『女子と鉄道』 酒井順子

女子と鉄道

女子と鉄道

鉄道ファンというと、全国の路線を制覇したり、時刻表やグッズを収集したり、電車の写真を撮るのに命をかけたり・・というメージがあるけど、それは男性のマニアな世界。楽しければいいじゃんという女の鉄の道を伝えてくれる本。

ただ、いくら"ゆるーい鉄道ファン"だったとしても、そこは酒井さん、単なる旅行記じゃない。さりげなーく素敵なウンチクが入ったり、鋭い視点で描かれている(「新幹線の顔」には笑わせてもらった)。しかもウンチクもマニア語ではなく、一般女子レベル語で解説してくれているのでありがたい。あ、いや、鉄の道女子部は勉強しなくてもいいんだっけ?

鉄道の旅のみならず、鉄道系グルメ(ここで紹介されていたお店、ぜひ行ってみたいっ)、鉄道菓子からステーションホテル、女性専用車両まで、関連エッセイがてんこ盛り。

この本の基準に従えば、私も結構「鉄色」が強い人かも(笑)。すでに鉄の道まっしぐらなチビの趣味に付き合って詳しくなっていたということもあるけど、きっと酒井さんと同じく素地はあったんだなと思う。中学から今に至るまで(厳密には大学時代は除く)電車通勤だけど、今も電車乗るの大好き。乗ったことのない路線の電車に乗るのはワクワクするし、路線図は覚えるのも眺めるのも好き(時刻表は大して好きでないけど)。若い時分は、青春18切符でよく帰省とか旅行とかした(時間はあったけど、お金がなかったからという理由もあるが)し、長い間電車に乗っているのはたいして苦ではない。ユーレイルパスでヨーロッパをまわったこともある。愛でる対象という意味でも、珍しいデザインだと「ほぅ」と思うし、見慣れた電車でもカーブを描いてホームに入線してくる姿は美しいなと思う。

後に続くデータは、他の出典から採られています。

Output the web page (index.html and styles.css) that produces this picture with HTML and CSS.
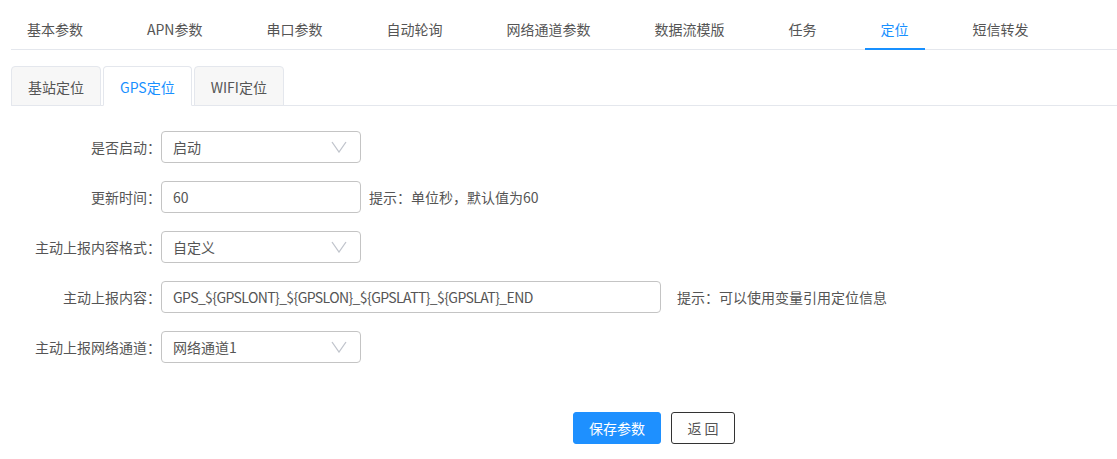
FILE: index.html
```html
<!DOCTYPE html>
<html lang="zh-CN">
<head>
<meta charset="utf-8">
<title>定位</title>
<link rel="stylesheet" href="styles.css">
</head>
<body>
<div class="page">
  <div class="top-tabs">
    <div class="top-tab">基本参数</div>
    <div class="top-tab">APN参数</div>
    <div class="top-tab">串口参数</div>
    <div class="top-tab">自动轮询</div>
    <div class="top-tab">网络通道参数</div>
    <div class="top-tab">数据流模版</div>
    <div class="top-tab">任务</div>
    <div class="top-tab active">定位</div>
    <div class="top-tab">短信转发</div>
  </div>

  <div class="sub-tabs">
    <div class="sub-tab">基站定位</div>
    <div class="sub-tab active">GPS定位</div>
    <div class="sub-tab">WIFI定位</div>
  </div>

  <div class="form">
    <div class="row">
      <div class="label">是否启动：</div>
      <div class="select"><span>启动</span><svg class="arrow" width="16" height="12" viewBox="0 0 16 12"><path d="M1 1 L8 11 L15 1" fill="none" stroke="#c0c4cc" stroke-width="1.3"/></svg></div>
    </div>
    <div class="row">
      <div class="label">更新时间：</div>
      <div class="input">60</div>
      <div class="hint">提示：单位秒，默认值为60</div>
    </div>
    <div class="row">
      <div class="label">主动上报内容格式：</div>
      <div class="select"><span>自定义</span><svg class="arrow" width="16" height="12" viewBox="0 0 16 12"><path d="M1 1 L8 11 L15 1" fill="none" stroke="#c0c4cc" stroke-width="1.3"/></svg></div>
    </div>
    <div class="row">
      <div class="label">主动上报内容：</div>
      <div class="input wide">GPS_${GPSLONT}_${GPSLON}_${GPSLATT}_${GPSLAT}_END</div>
      <div class="hint hint-wide">提示：可以使用变量引用定位信息</div>
    </div>
    <div class="row">
      <div class="label">主动上报网络通道：</div>
      <div class="select"><span>网络通道1</span><svg class="arrow" width="16" height="12" viewBox="0 0 16 12"><path d="M1 1 L8 11 L15 1" fill="none" stroke="#c0c4cc" stroke-width="1.3"/></svg></div>
    </div>
  </div>

  <div class="actions">
    <button class="btn btn-primary">保存参数</button>
    <button class="btn btn-plain">返 回</button>
  </div>
</div>
</body>
</html>
```

FILE: styles.css
```css
* { box-sizing: border-box; }
html, body { margin: 0; padding: 0; background: #fff; }
body {
  font-family: "Noto Sans CJK SC", "Noto Sans", sans-serif;
  font-size: 14px;
  color: #555;
}
.page { width: 1117px; }

.top-tabs {
  display: flex;
  margin-left: 11px;
  padding-top: 10px;
  border-bottom: 1px solid #e4e7ed;
}
.top-tab {
  height: 40px;
  line-height: 38px;
  padding: 0 16px;
  margin-right: 32px;
  margin-bottom: -1px;
  border-bottom: 2px solid transparent;
  color: #555;
  white-space: nowrap;
}
.top-tab.active {
  color: #1890ff;
  border-bottom-color: #1890ff;
}

.sub-tabs {
  display: flex;
  gap: 2px;
  margin: 16px 0 0 11px;
  border-bottom: 1px solid #e4e7ed;
}
.sub-tab {
  height: 40px;
  line-height: 38px;
  padding: 1px 16px 0;
  margin-bottom: -1px;
  border: 1px solid #e4e7ed;
  border-radius: 4px 4px 0 0;
  background: #f7f7f7;
  color: #555;
  white-space: nowrap;
}
.sub-tab.active {
  background: #fff;
  border-bottom-color: #fff;
  color: #1890ff;
}

.form { margin-top: 25px; padding-bottom: 1px; }
.row {
  display: flex;
  align-items: center;
  height: 32px;
  margin-bottom: 18px;
}
.label {
  width: 161px;
  flex-shrink: 0;
  text-align: right;
  color: #555;
  white-space: nowrap;
}
.select, .input {
  width: 200px;
  height: 32px;
  border: 1px solid #c4c4c4;
  border-radius: 4px;
  padding: 0 11px;
  display: flex;
  align-items: center;
  color: #555;
  white-space: nowrap;
}
.select { justify-content: space-between; padding-right: 13px; }
.arrow { display: block; }
.input.wide { width: 500px; letter-spacing: -0.6px; }
.hint {
  margin-left: 8px;
  color: #555;
  white-space: nowrap;
}
.hint.hint-wide { margin-left: 16px; }

.actions {
  display: flex;
  gap: 10px;
  padding-left: 573px;
  margin-top: 30px;
}
.btn {
  height: 32px;
  border-radius: 3px;
  font-family: inherit;
  font-size: 14px;
  padding: 0;
  cursor: pointer;
}
.btn-primary {
  width: 88px;
  background: #1e90ff;
  border: 1px solid #1e90ff;
  color: #fff;
}
.btn-plain {
  width: 64px;
  background: #fff;
  border: 1px solid #333;
  color: #555;
}
```
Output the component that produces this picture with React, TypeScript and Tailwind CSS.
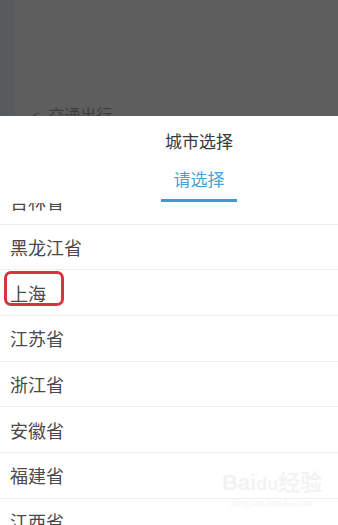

それにしても、これを読んでいると、ぶらりと鉄道の旅に出たくなる。「日本は狭い島国だけど、鉄道の路線が多いことでは世界一」(チビの持っているでんしゃのDVDがこのセリフで始まるんです)ではないが、本当にさまざまな路線があって、素敵な列車があるにもかかわらず、乗ったことがあるのは極わずか。しかも、味わいのある電車がどんどんなくなっていくようなので、勝手に焦り気味(笑)。

それにしても、酒井さんは自分の鉄道好きの理由を「乗りさえすれば」「どこかつれてってくれる」「自分で責任をとる」ことをしなくていい、いわば「体内回帰気分」でいられるから、自分の「以来欲求」を満たしてくれるものだから、と分析している。こんなこと考える人っている?本書でも酒井節は炸裂。電車好きならもちろん、それ以外の方もぜひ。